• [Task goal]: In the listing that follows, count each line where the word "index" appears; write nothing but the count.

• [Supplied information]:
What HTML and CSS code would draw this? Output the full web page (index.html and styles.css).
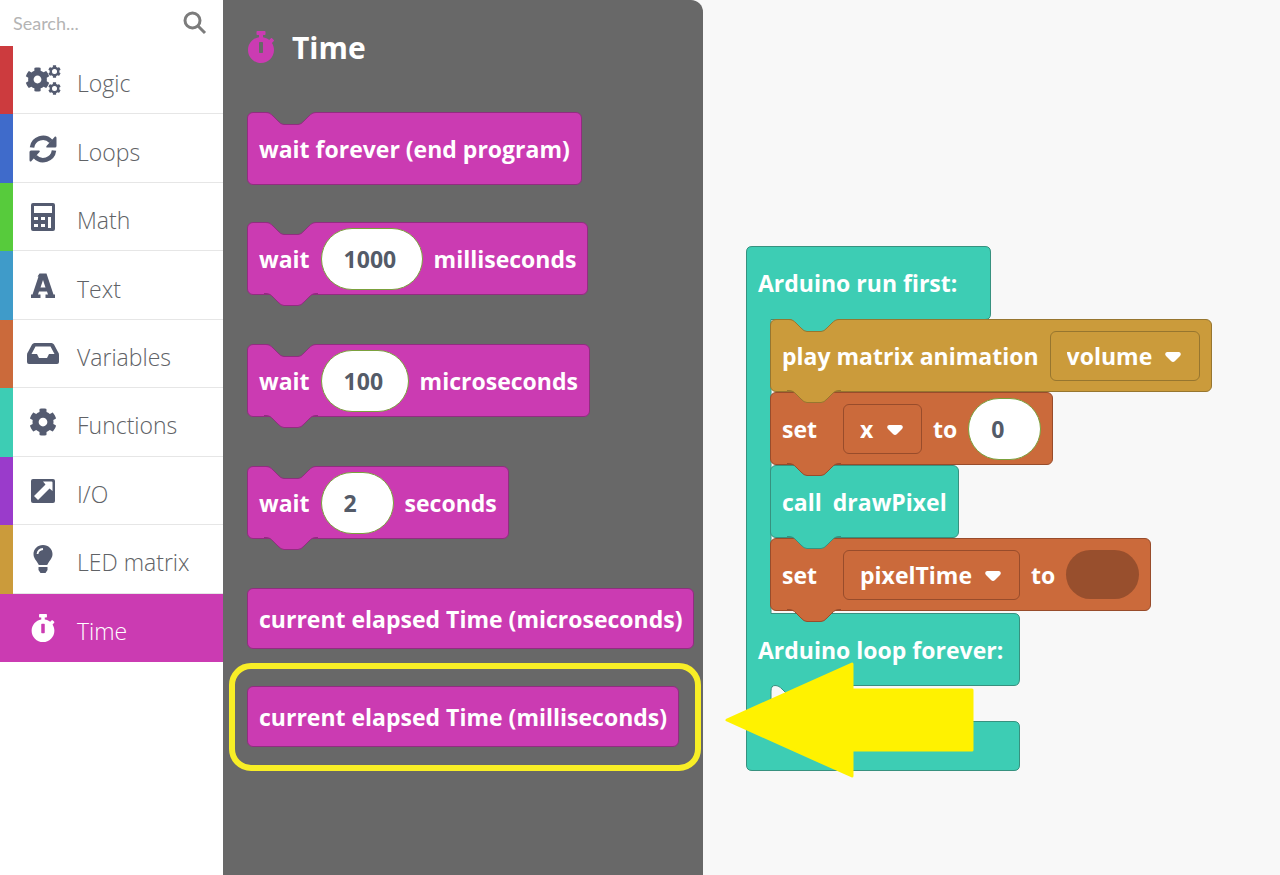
FILE: index.html
```html
<!DOCTYPE html>
<html lang="en">
<head>
<meta charset="utf-8">
<title>Block editor</title>
<link rel="stylesheet" href="styles.css">
</head>
<body>
<svg class="defs" aria-hidden="true">
  <symbol id="cog" viewBox="0 0 512 512"><path fill-rule="evenodd" d="M487.4 315.7l-42.6-24.6c4.3-23.2 4.3-47 0-70.2l42.6-24.6c4.9-2.8 7.1-8.6 5.5-14-11.1-35.6-30-67.8-54.7-94.6-3.8-4.1-10-5.1-14.8-2.3L380.8 110c-17.9-15.4-38.5-27.3-60.8-35.1V25.8c0-5.6-3.9-10.5-9.4-11.7-36.7-8.2-74.3-7.8-109.2 0-5.5 1.2-9.4 6.1-9.4 11.7V75c-22.2 7.9-42.8 19.8-60.8 35.1L88.7 85.5c-4.9-2.8-11-1.9-14.8 2.3-24.7 26.7-43.6 58.9-54.7 94.6-1.7 5.4.6 11.2 5.5 14L67.3 221c-4.3 23.2-4.3 47 0 70.2l-42.6 24.6c-4.9 2.8-7.1 8.6-5.5 14 11.1 35.6 30 67.8 54.7 94.6 3.8 4.1 10 5.1 14.8 2.3l42.6-24.6c17.9 15.4 38.5 27.3 60.8 35.1v49.2c0 5.6 3.9 10.5 9.4 11.7 36.7 8.2 74.3 7.8 109.2 0 5.5-1.2 9.4-6.1 9.4-11.7v-49.2c22.2-7.9 42.8-19.8 60.8-35.1l42.6 24.6c4.9 2.8 11 1.9 14.8-2.3 24.7-26.7 43.6-58.9 54.7-94.6 1.5-5.5-.7-11.3-5.6-14.1zM256 336c-44.1 0-80-35.9-80-80s35.9-80 80-80 80 35.9 80 80-35.9 80-80 80z"/></symbol>
  <symbol id="stopwatch" viewBox="0 0 448 512"><path fill-rule="evenodd" d="M432 304c0 114.900-93.100 208-208 208S16 418.900 16 304c0-104 76.300-190.200 176-205.500V64h-28c-6.600 0-12-5.400-12-12V12c0-6.600 5.400-12 12-12h120c6.600 0 12 5.400 12 12v40c0 6.600-5.400 12-12 12h-28v34.500c37.500 5.800 71.700 21.600 99.700 44.600l27.500-27.500c4.700-4.700 12.300-4.700 17 0l28.300 28.300c4.700 4.700 4.700 12.300 0 17l-29.400 29.400-.6.6C419.700 223.300 432 262.200 432 304zm-176 36V188.500c0-6.600-5.400-12-12-12h-40c-6.600 0-12 5.400-12 12V340c0 6.600 5.400 12 12 12h40c6.600 0 12-5.400 12-12z"/></symbol>
  <symbol id="notch" viewBox="0 0 54 14"><path d="M0 0H2C5 0 7 2 9 4L14 9Q17 12.500 20 12.500H34Q37 12.500 40 9L45 4C47 2 49 .5 52 .5H54V0Z" stroke="none"/><path fill="none" d="M0 .5H2C5 .5 7 2 9 4L14 9Q17 12.500 20 12.500H34Q37 12.500 40 9L45 4C47 2 49 .5 52 .5H54"/></symbol>
  <symbol id="caret" viewBox="0 0 16 10"><path d="M2 0H14Q17 1 15 4L10 9Q8 11 6 9L1 4Q-1 1 2 0Z"/></symbol>
</svg>
<main class="editor">
  <aside class="toolbox">
    <label class="search">
      <input type="text" placeholder="Search..." aria-label="Search">
      <svg class="search-icon" viewBox="0 0 24 24" aria-hidden="true"><circle cx="9.500" cy="9.500" r="7.500"/><path d="M15 15L22 22"/></svg>
    </label>
    <nav class="categories">
      <a class="category red" href="#"><svg class="icon wide" viewBox="0 0 36 28"><use href="#cog" x="0" y="1" width="25" height="25"/><use href="#cog" x="23" y="-1" width="13" height="13"/><use href="#cog" x="23" y="16" width="13" height="13"/><circle cx="29.500" cy="5.500" r="2.500" fill="#fff"/><circle cx="29.500" cy="22.500" r="2.500" fill="#fff"/></svg><span>Logic</span></a>
      <a class="category blue" href="#"><svg class="icon" viewBox="0 0 28 28"><path fill="none" stroke="#545b70" stroke-width="4.500" d="M3 12.500A11 11 0 0 1 22 6.500M25 15.500A11 11 0 0 1 6 21.500"/><path d="M26 1.500Q27.500 1 27.500 3V11Q27.500 12.500 26 12.500H18Q16.500 12.500 17.500 11ZM2 26.500Q.5 27 .5 25V17Q.5 15.500 2 15.500H10Q11.500 15.500 10.500 17Z"/></svg><span>Loops</span></a>
      <a class="category green" href="#"><svg class="icon" viewBox="0 0 28 28"><path fill-rule="evenodd" d="M4 0H24Q26 0 26 2V26Q26 28 24 28H4Q2 28 2 26V2Q2 0 4 0ZM5 3V10H23V3ZM5 14V17H9V14ZM12 14V17H16V14ZM19 14V25H22V14ZM5 21V24H9V21ZM12 21V24H16V21Z"/></svg><span>Math</span></a>
      <a class="category sky" href="#"><svg class="icon" viewBox="0 0 28 28"><path fill-rule="evenodd" d="M10.500 1.500H17.500L24.500 22.500H26V26H16.500V22.500H19L18 19.500H10L9 22.500H11.500V26H2V22.500H3.500L9.500 4.500H8.500ZM11.500 15.500H16.500L14 8Z"/></svg><span>Text</span></a>
      <a class="category orange" href="#"><svg class="icon wide" viewBox="0 0 36 28"><path fill-rule="evenodd" d="M9.500 3H26.500Q28 3 29 4.500L33 12Q34 13 34 15V22Q34 24 32 24H4Q2 24 2 22V15Q2 13 3 12L7 4.500Q8 3 9.500 3ZM10.500 6.500L6.500 14H12L14 18H22L24 14H29.500L25.500 6.500Z"/></svg><span>Variables</span></a>
      <a class="category teal" href="#"><svg class="icon"><use href="#cog"/></svg><span>Functions</span></a>
      <a class="category purple" href="#"><svg class="icon" viewBox="0 0 28 28"><rect x="2" y="2" width="24" height="24" rx="2"/><path fill="#fff" d="M14 4.500H22.500Q23.500 4.500 23.500 5.500V14L20.500 11.500L9 23L5 19L16.500 7.500Z"/></svg><span>I/O</span></a>
      <a class="category gold" href="#"><svg class="icon" viewBox="0 0 28 28"><path d="M14 0C8.500 0 4.500 4 4.500 9C4.500 13 7 15 9 18.500Q9.500 20 10.500 20H17.500Q18.500 20 19 18.500C21 15 23.500 13 23.500 9C23.500 4 19.500 0 14 0ZM9.500 22H18.500V25L16.500 28H11.500L9.500 25Z"/><path fill="none" stroke="#fff" stroke-width="1.800" d="M8.500 9Q9 4.500 14 4"/></svg><span>LED matrix</span></a>
      <a class="category magenta active" href="#" aria-current="true"><svg class="icon"><use href="#stopwatch"/></svg><span>Time</span></a>
    </nav>
  </aside>

  <section class="flyout">
    <h1 class="flyout-title"><svg class="title-icon" aria-hidden="true"><use href="#stopwatch"/></svg>Time</h1>
    <div class="block magenta notched"><svg class="notch"><use href="#notch"/></svg><span>wait forever (end program)</span></div>
    <div class="block magenta notched tabbed"><svg class="notch"><use href="#notch"/></svg><label for="ms">wait</label><input class="pill digits-4" id="ms" value="1000"><span>milliseconds</span><svg class="tab"><use href="#notch"/></svg></div>
    <div class="block magenta notched tabbed"><svg class="notch"><use href="#notch"/></svg><label for="us">wait</label><input class="pill digits-3" id="us" value="100"><span>microseconds</span><svg class="tab"><use href="#notch"/></svg></div>
    <div class="block magenta notched tabbed"><svg class="notch"><use href="#notch"/></svg><label for="s">wait</label><input class="pill" id="s" value="2"><span>seconds</span><svg class="tab"><use href="#notch"/></svg></div>
    <div class="block magenta value"><span>current elapsed Time (microseconds)</span></div>
    <div class="block magenta value highlighted"><span>current elapsed Time (milliseconds)</span></div>
  </section>

  <section class="workspace">
    <div class="program">
      <svg class="frame" viewBox="0 0 275 526" aria-hidden="true"><path d="M6 .5H239Q244.500 .5 244.500 6V68Q244.500 73.500 239 73.500H25V367.500H268Q273.500 367.500 273.500 373V433Q273.500 439.500 268 439.500H79C76 439.500 74 441 72 443L67 448Q64 451.500 61 451.500H47Q44 451.500 41 448L36 443C34 441 32 439.500 29 439.500Q25 439.500 25 445V470Q25 475.500 30 475.500H268Q273.500 475.500 273.500 481V519Q273.500 524.500 268 524.500H6Q.5 524.500 .5 519V6Q.5 .5 6 .5Z"/></svg>
      <p class="hat">Arduino run first:</p>
      <div class="stack">
        <div class="block gold notched tabbed"><svg class="notch from-teal"><use href="#notch"/></svg><label for="anim">play matrix animation</label><span class="dropdown"><select class="w-volume" id="anim"><option>volume</option></select><svg class="caret"><use href="#caret"/></svg></span><svg class="tab"><use href="#notch"/></svg></div>
        <div class="block orange notched tabbed"><label class="set" for="var-x">set</label><span class="dropdown"><select class="w-x" id="var-x"><option>x</option></select><svg class="caret"><use href="#caret"/></svg></span><label for="zero">to</label><input class="pill" id="zero" value="0"><svg class="tab"><use href="#notch"/></svg></div>
        <div class="block teal notched tabbed"><span>call</span><span>drawPixel</span><svg class="tab"><use href="#notch"/></svg></div>
        <div class="block orange notched tabbed"><label class="set" for="var-p">set</label><span class="dropdown"><select class="w-pixel" id="var-p"><option>pixelTime</option></select><svg class="caret"><use href="#caret"/></svg></span><span>to</span><span class="socket"></span><svg class="tab"><use href="#notch"/></svg></div>
      </div>
      <p class="hat">Arduino loop forever:</p>
      <svg class="arrow" viewBox="0 0 250 116" aria-hidden="true"><path d="M2 58L127 2V28H247V88H127V114Z"/></svg>
    </div>
  </section>
</main>
</body>
</html>
```
FILE: styles.css
```css
* { box-sizing: border-box; }
body {
  margin: 0;
  background: #f8f8f8;
  font-family: "Open Sans", "Noto Sans", sans-serif;
}
.defs { position: absolute; width: 0; height: 0; }
.editor { display: flex; min-height: 100vh; }

.toolbox { flex: none; width: 223px; background: #fff; }
.search { display: flex; align-items: center; height: 46px; padding: 0 16px 0 13px; }
.search input {
  flex: 1;
  min-width: 0;
  padding: 0;
  border: 0;
  outline: 0;
  background: none;
  font: 18px Lato, sans-serif;
}
.search input::placeholder { color: #b4b4b4; opacity: 1; }
.search-icon { width: 24px; height: 24px; fill: none; stroke: #7c7c7c; stroke-width: 3; }
.categories { display: grid; grid-auto-rows: 1fr; height: 616px; }
.category {
  display: grid;
  grid-template-columns: 60px 1fr;
  align-items: center;
  column-gap: 4px;
  border-left: 13px solid var(--tone);
  box-shadow: inset 0 -1px #e6e6e6;
  color: #606266;
  font-size: 23px;
  font-weight: 300;
  text-decoration: none;
}
.category span { padding-top: 6px; }
.icon { justify-self: center; width: 28px; height: 28px; overflow: visible; fill: #545b70; }
.icon.wide { width: 36px; }
.active { box-shadow: none; background: var(--tone); color: #fff; }
.active .icon { fill: #fff; }

.red { --tone: #cc3b3e; }
.blue { --tone: #3f6bcb; }
.green { --tone: #57cb3c; }
.sky { --tone: #3f9bc9; }
.orange { --tone: #cb6a3b; --edge: #984c2b; }
.teal { --tone: #3dcdb4; --edge: #37917f; }
.purple { --tone: #9a3bcb; }
.gold { --tone: #cb9b3b; --edge: #97762f; }
.magenta { --tone: #cb3bb2; --edge: #912d80; }

.flyout {
  display: flex;
  flex: none;
  flex-direction: column;
  align-items: flex-start;
  gap: 37px;
  width: 480px;
  padding: 23px 10px 24px 24px;
  border-radius: 0 12px 0 0;
  background: #686868;
}
.flyout-title {
  display: flex;
  align-items: center;
  gap: 17px;
  height: 48px;
  margin: 0 0 4px;
  color: #fff;
  font-size: 30px;
}
.title-icon { width: 28px; height: 32px; fill: #cb3bb2; }

.block {
  position: relative;
  display: flex;
  flex: none;
  align-items: center;
  gap: 11px;
  width: max-content;
  height: 73px;
  padding: 0 11px;
  border: 1px solid var(--edge);
  border-radius: 6px;
  background: var(--tone);
  color: #fff;
  font-size: 23px;
  font-weight: 700;
  white-space: nowrap;
}
.value { height: 61px; }
.flyout .tabbed { margin-bottom: 12px; }
.notch, .tab { position: absolute; left: 16px; width: 54px; height: 14px; stroke: var(--edge); }
.notch { top: -1px; fill: #686868; }
.notch.from-teal { fill: #3dcdb4; }
.tab { z-index: 1; top: calc(100% - 1px); fill: var(--tone); }
.highlighted::after {
  content: "";
  position: absolute;
  inset: -24px -23px -25px -19px;
  border: 6px solid #f8ee26;
  border-radius: 22px;
}
.pill {
  width: 73px;
  height: 62px;
  padding: 0 0 0 22px;
  border: 1px solid #7ba13d;
  border-radius: 31px;
  background: #fff;
  color: #545b68;
  font: inherit;
}
.digits-4 { width: 102px; }
.digits-3 { width: 88px; }

.workspace { flex: 1; min-width: 0; padding: 246px 24px 24px 43px; }
.program { position: relative; width: max-content; }
.frame { position: absolute; top: 0; left: 0; width: 275px; height: 526px; fill: #3dcdb4; stroke: #37917f; }
.hat {
  position: relative;
  display: flex;
  align-items: center;
  height: 73px;
  margin: 0;
  padding-left: 12px;
  color: #fff;
  font-size: 23px;
  font-weight: 700;
}
.stack { position: relative; padding: 0 0 2px 24px; }
.set { margin-right: 15px; }
.dropdown { position: relative; display: flex; }
.dropdown select {
  height: 50px;
  padding: 0 0 0 16px;
  border: 1px solid var(--edge);
  border-radius: 6px;
  appearance: none;
  background: none;
  color: #fff;
  font: inherit;
}
.w-volume { width: 150px; }
.w-x { width: 79px; }
.w-pixel { width: 177px; }
.caret { position: absolute; top: 21px; right: 19px; width: 16px; height: 10px; fill: #fff; pointer-events: none; }
.socket { width: 73px; height: 49px; border-radius: 25px; background: #984f2d; }
.arrow {
  position: absolute;
  top: 416px;
  left: -21px;
  width: 250px;
  height: 116px;
  fill: #fff200;
  stroke: #fff200;
  stroke-width: 3;
  stroke-linejoin: round;
}
```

• [The response]: 3